Herby Jalapeño Artichoke Pretzel Knots
Recipe and photos by @annie_siegfried
Ingredients
- 1 3/4 cups warm water
- 1 tablespoon sugar
- 2 1/4 teaspoons active dry yeast
- 1 stick (1/2 cup) salted butter, melted
- 3 1/2 cups all-purpose flour
- 1 10-oz container of Artichoke & Jalapeño Dip & Spread
- 2 cups chopped fresh parsley
- 1 egg, beaten
- 1/4 cup sesame seeds
Instructions
- Combine the water, sugar, and yeast in the large mixing bowl. Let sit for 5 minutes, until bubbly on top.
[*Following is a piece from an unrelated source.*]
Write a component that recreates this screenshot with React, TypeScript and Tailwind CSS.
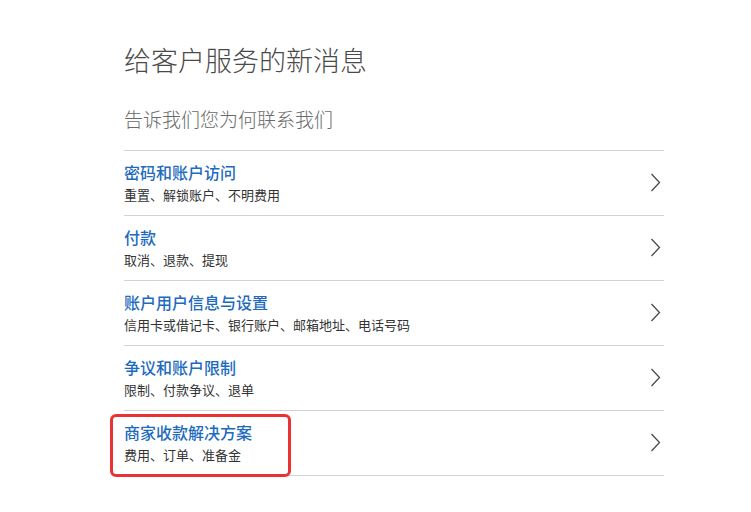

- Add the butter and flour. Mix until the dough is smooth and begins to pull away from the sides of the bowl, about 3 to 4 minutes. If the dough is too wet or too dry, add additional flour or water, 1 tablespoon at a time. Cover the bowl and place in a warm spot until the dough doubles in size, about 1-2 hours.
- Preheat the oven to 425° F. Line a baking sheet with parchment.
- On a floured surface, roll the dough out into a rectangle about 1/4 inch thick (about 16×14 inches), adding flour as needed. Spread the dough with one full container of Artichoke & Jalapeño Dip & Spread Sprinkle with parsley. Fold the dough in half, pressing to adhere. Cut into 10-12 strips. Twist each strip into a loose knot, it doesn’t need to be perfect.
- Brush the knots with the beaten egg, then sprinkle each with sesame seeds. Bake for 15 to 18 mins or until the pretzels are golden brown.
- Serve with an extra side of @laterrafina Artichoke Jalapeño Dip & Spread and enjoy warm or at room temp.